My good friend Lino, the humble corn farmer, has been on a long journey. He lives in a small village in Lautem, the eastern most district of Timor-Leste. He’s what we call “salt of the earth” with “a heart of gold.” He’s ready to have a go at most things I throw at him even though he is really not sure how its going to turn out. But it seems that God continues to bless him. Recently, the Australian Embassy contacted Seeds of Life (SoL) and said the Australian Ambassador is going out to Los Palos and wants to see a farmers group. Lino’s group, Buras Hamutuk (Grow Well Together), have now become the third largest corn seed producers in the country and so SoL suggested he goes and visits Lino! So they borrowed the neighbour’s biggest tarp, and a few special tables and table cloths and plates. They went and dug up extra sweet potato, cassava and peanuts to make a special morning tea. The one hour visit from the Ambassador was going to be a big do.

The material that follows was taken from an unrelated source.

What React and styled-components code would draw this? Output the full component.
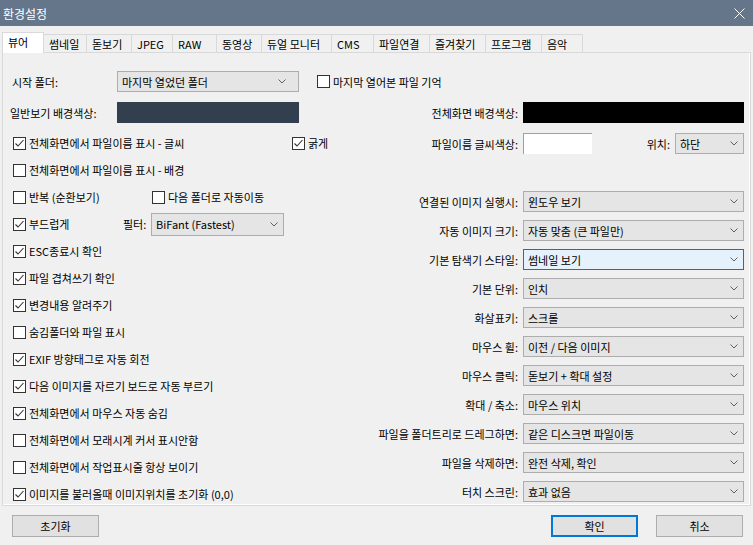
import React from "react";
import styled, { createGlobalStyle } from "styled-components";

const GlobalStyle = createGlobalStyle`
  html, body {
    margin: 0;
    padding: 0;
    background: #f0f0f0;
  }
  body {
    font-family: "Noto Sans CJK KR", "Noto Sans", sans-serif;
    font-size: 11px;
    color: #000;
  }
`

const Window = styled.div`
  width: 753px;
  height: 545px;
  background: #f0f0f0;
  display: flex;
  flex-direction: column;
  overflow: hidden;
`

const TitleBar = styled.div`
  height: 26px;
  flex: none;
  background: #65768a;
  color: #fff;
  display: flex;
  align-items: center;
  justify-content: space-between;
  padding: 0 8px 0 3px;
  font-size: 12px;
`

const TabStrip = styled.div`
  display: flex;
  align-items: flex-end;
  height: 20px;
  margin-top: 6px;
  padding-left: 2px;
  position: relative;
  z-index: 1;
`

const Tab = styled.div`
  box-sizing: border-box;
  width: ${p => p.$w}px;
  height: ${p => (p.$active ? 21 : 18)}px;
  margin-bottom: ${p => (p.$active ? -1 : 0)}px;
  line-height: 18px;
  padding-left: 5px;
  white-space: nowrap;
  background: ${p => (p.$active ? "#fff" : "#f0f0f0")};
  border: 1px solid #d9d9d9;
  border-bottom: none;
  border-left: ${p => (p.$first ? "1px solid #d9d9d9" : "none")};
`

const Panel = styled.div`
  box-sizing: border-box;
  height: 454px;
  margin: 0 2px;
  border: 1px solid #d9d9d9;
  box-shadow: inset -1px -1px 0 #fff;
  padding: 18px 6px 0 7px;
`

const TopRow = styled.div`
  display: flex;
  align-items: center;
  height: 21px;
`

const FieldLabel = styled.span`
  width: ${p => p.$w}px;
  padding-left: ${p => p.$indent || 0}px;
  box-sizing: border-box;
  flex: none;
  white-space: nowrap;
`

const SelectBox = styled.div`
  box-sizing: border-box;
  width: ${p => (p.$w ? `${p.$w}px` : "100%")};
  height: ${p => p.$h || 21}px;
  flex: none;
  display: flex;
  align-items: center;
  justify-content: space-between;
  padding: 0 ${p => p.$arrow || 5}px 0 4px;
  background: ${p => (p.$focus ? "#e5f1fb" : "#e5e5e5")};
  border: 1px solid ${p => (p.$focus ? "#0078d7" : "#adadad")};
  white-space: nowrap;
`

const Swatch = styled.div`
  box-sizing: border-box;
  width: ${p => (p.$w ? `${p.$w}px` : "100%")};
  height: 21px;
  flex: none;
  background: ${p => p.$color};
  border-top: 1px solid ${p => (p.$color === "#fff" ? "#a0a0a0" : p.$color)};
  border-left: 1px solid ${p => (p.$color === "#fff" ? "#a0a0a0" : p.$color)};
`

const Columns = styled.div`
  display: flex;
  margin-top: 10px;
`

const LeftCol = styled.div`
  width: 350px;
  flex: none;
`

const ColorRow = styled.div`
  display: flex;
  align-items: center;
  height: 21px;
`

const CheckList = styled.div`
  display: flex;
  flex-direction: column;
  gap: 11px;
  margin-top: 12px;
  padding-left: 3px;
`

const CheckRow = styled.div`
  display: flex;
  align-items: center;
  height: 16px;
`

const CheckCell = styled.label`
  display: flex;
  align-items: center;
  gap: 3px;
  width: ${p => (p.$w ? `${p.$w}px` : "auto")};
  flex: none;
  white-space: nowrap;
`

const Box = styled.span`
  box-sizing: border-box;
  width: 13px;
  height: 13px;
  flex: none;
  border: 1px solid #333;
  background: #fff;
  display: flex;
  align-items: center;
  justify-content: center;
`

const RightCol = styled.div`
  flex: 1;
  display: flex;
  flex-direction: column;
`

const FieldRow = styled.div`
  display: grid;
  grid-template-columns: 1fr 221px;
  column-gap: 5px;
  align-items: center;
  height: 21px;
  margin-top: ${p => p.$top || 0}px;
`

const RightLabel = styled.span`
  text-align: right;
  white-space: nowrap;
`

const SplitCell = styled.div`
  display: flex;
  align-items: center;
  gap: 5px;
`

const Spacer = styled.div`
  flex: 1;
`

const Footer = styled.div`
  display: flex;
  align-items: flex-start;
  padding: 9px 10px 0 12px;
  gap: 18px;
`

const Button = styled.div`
  box-sizing: border-box;
  width: 87px;
  height: 22px;
  display: flex;
  align-items: center;
  justify-content: center;
  background: #e1e1e1;
  border: ${p => (p.$default ? "2px solid #0078d7" : "1px solid #adadad")};
  margin-left: ${p => (p.$push ? "auto" : "0")};
`

const Chevron = () => (
  <svg width="8" height="5" viewBox="0 0 8 5">
    <path d="M0.5 0.5 L4 4 L7.5 0.5" fill="none" stroke="#606060" strokeWidth="1" />
  </svg>
)

const Check = () => (
  <svg width="11" height="11" viewBox="0 0 11 11">
    <path d="M1.5 5.5 L4 8 L9.5 2" fill="none" stroke="#333" strokeWidth="1.1" />
  </svg>
)

function Select({ value, w, h, focus, arrow }) {
  return (
    <SelectBox $w={w} $h={h} $focus={focus} $arrow={arrow}>
      <span>{value}</span>
      <Chevron />
    </SelectBox>
  )
}

function Checkbox({ label, checked, w }) {
  return (
    <CheckCell $w={w}>
      <Box>{checked && <Check />}</Box>
      {label}
    </CheckCell>
  )
}

const tabs = [
  ["뷰어", 42], ["썸네일", 43], ["돋보기", 45], ["JPEG", 41], ["RAW", 44], ["동영상", 45],
  ["듀얼 모니터", 70], ["CMS", 42], ["파일연결", 56], ["즐겨찾기", 56], ["프로그램", 56], ["음악", 41],
];

const checks = [
  { label: "전체화면에서 파일이름 표시 - 글씨", checked: true, w: 279, extra: { label: "굵게", checked: true } },
  { label: "전체화면에서 파일이름 표시 - 배경", checked: false },
  { label: "반복 (순환보기)", checked: false, w: 139, extra: { label: "다음 폴더로 자동이동", checked: false } },
  { label: "부드럽게", checked: true, w: 110, filter: true },
  { label: "ESC종료시 확인", checked: true },
  { label: "파일 겹쳐쓰기 확인", checked: true },
  { label: "변경내용 알려주기", checked: true },
  { label: "숨김폴더와 파일 표시", checked: false },
  { label: "EXIF 방향태그로 자동 회전", checked: true },
  { label: "다음 이미지를 자르기 보드로 자동 부르기", checked: true },
  { label: "전체화면에서 마우스 자동 숨김", checked: true },
  { label: "전체화면에서 모래시계 커서 표시안함", checked: false },
  { label: "전체화면에서 작업표시줄 항상 보이기", checked: false },
  { label: "이미지를 불러올때 이미지위치를 초기화 (0,0)", checked: true },
];

const selects = [
  ["연결된 이미지 실행시:", "윈도우 보기"],
  ["자동 이미지 크기:", "자동 맞춤 (큰 파일만)"],
  ["기본 탐색기 스타일:", "썸네일 보기", true],
  ["기본 단위:", "인치"],
  ["화살표키:", "스크롤"],
  ["마우스 휠:", "이전 / 다음 이미지"],
  ["마우스 클릭:", "돋보기 + 확대 설정"],
  ["확대 / 축소:", "마우스 위치"],
  ["파일을 폴더트리로 드레그하면:", "같은 디스크면 파일이동"],
  ["파일을 삭제하면:", "완전 삭제, 확인"],
  ["터치 스크린:", "효과 없음"],
];

export default function App() {
  return (
    <Window>
      <GlobalStyle />
      <TitleBar>
        <span>환경설정</span>
        <svg width="11" height="11" viewBox="0 0 11 11">
          <path d="M0.5 0.5 L10.5 10.5 M10.5 0.5 L0.5 10.5" stroke="#fff" strokeWidth="1" />
        </svg>
      </TitleBar>

      <TabStrip>
        {tabs.map(([name, w], i) => (
          <Tab key={name} $w={w} $active={i === 0} $first={i === 0}>{name}</Tab>
        ))}
      </TabStrip>

      <Panel>
        <TopRow>
          <FieldLabel $w={107} $indent={2}>시작 폴더:</FieldLabel>
          <Select value="마지막 열었던 폴더" w={182} arrow={12} />
          <CheckCell style={{ marginLeft: 18 }}>
            <Box />
            마지막 열어본 파일 기억
          </CheckCell>
        </TopRow>

        <Columns>
          <LeftCol>
            <ColorRow>
              <FieldLabel $w={107}>일반보기 배경색상:</FieldLabel>
              <Swatch $w={182} $color="#323f4e" />
            </ColorRow>

            <CheckList>
              {checks.map(c => (
                <CheckRow key={c.label}>
                  <Checkbox label={c.label} checked={c.checked} w={c.w} />
                  {c.extra && <Checkbox label={c.extra.label} checked={c.extra.checked} />}
                  {c.filter && (
                    <>
                      <FieldLabel $w={28}>필터:</FieldLabel>
                      <Select value="BiFant (Fastest)" w={133} h={23} />
                    </>
                  )}
                </CheckRow>
              ))}
            </CheckList>
          </LeftCol>

          <RightCol>
            <FieldRow>
              <RightLabel>전체화면 배경색상:</RightLabel>
              <Swatch $color="#000" />
            </FieldRow>
            <FieldRow $top={10}>
              <RightLabel>파일이름 글씨색상:</RightLabel>
              <SplitCell>
                <Swatch $w={69} $color="#fff" />
                <Spacer />
                <span>위치:</span>
                <Select value="하단" w={69} />
              </SplitCell>
            </FieldRow>

            {selects.map(([label, value, focus], i) => (
              <FieldRow key={label} $top={i === 0 ? 37 : 8}>
                <RightLabel>{label}</RightLabel>
                <Select value={value} focus={focus} />
              </FieldRow>
            ))}
          </RightCol>
        </Columns>
      </Panel>

      <Footer>
        <Button>초기화</Button>
        <Button $push $default>확인</Button>
        <Button>취소</Button>
      </Footer>
    </Window>
  )
}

The Ambassador and other important people meet with Lino’s group under the tarp.
Sharing morning tea with the Ambassador.
Lino now has some cool tech to show off: 2000L silos, seed packing equipment, drums for seed storage, shelling machines, planting tools, grinder, seed screen, flour sifter, rust proof fencing and a husking tool. Some of these were new to SoL as we generally experiment ourselves before taking to the big organisation.
A couple of Timorese checkout the table (behind) displaying tecnhology and produce from Buras Hamutuk.
It was a very successful visit and I think the Ambassador was very impressed with the work that they were doing.
The Ambassador has worked hard to learn how to speak Tetun reasonably well.
But there is also another side to Lino and his wife Atina that perhaps none of the fancy folks there found out about. If you take the time to listen to their hearts without any fanfare or expectations you find a couple that long to serve God.
In fact Atina would like to become a pastor but Lino worries about how to handle the work load of the farm and making sure there’s enough food on the table. They end up trying to balance both – the farmer’s group and the ministry.
Lino in the morning, managing construction of the group’s seed warehouse.
In the afternoon they are off to the villages to teach children Bible stories.
Its a tough load and they have their hard times and are currently worried about a second miscarriage this year. Atina has just come to Dili to do some more training. But things have taken a toll and she found herself last night in the National Hospital. We went and picked her up today and brought her to our home here to try to feed her up, and most importantly, get her to drink enough clean water. We pray for Lino and Atina, that God would give them good health and show them what He would have them do.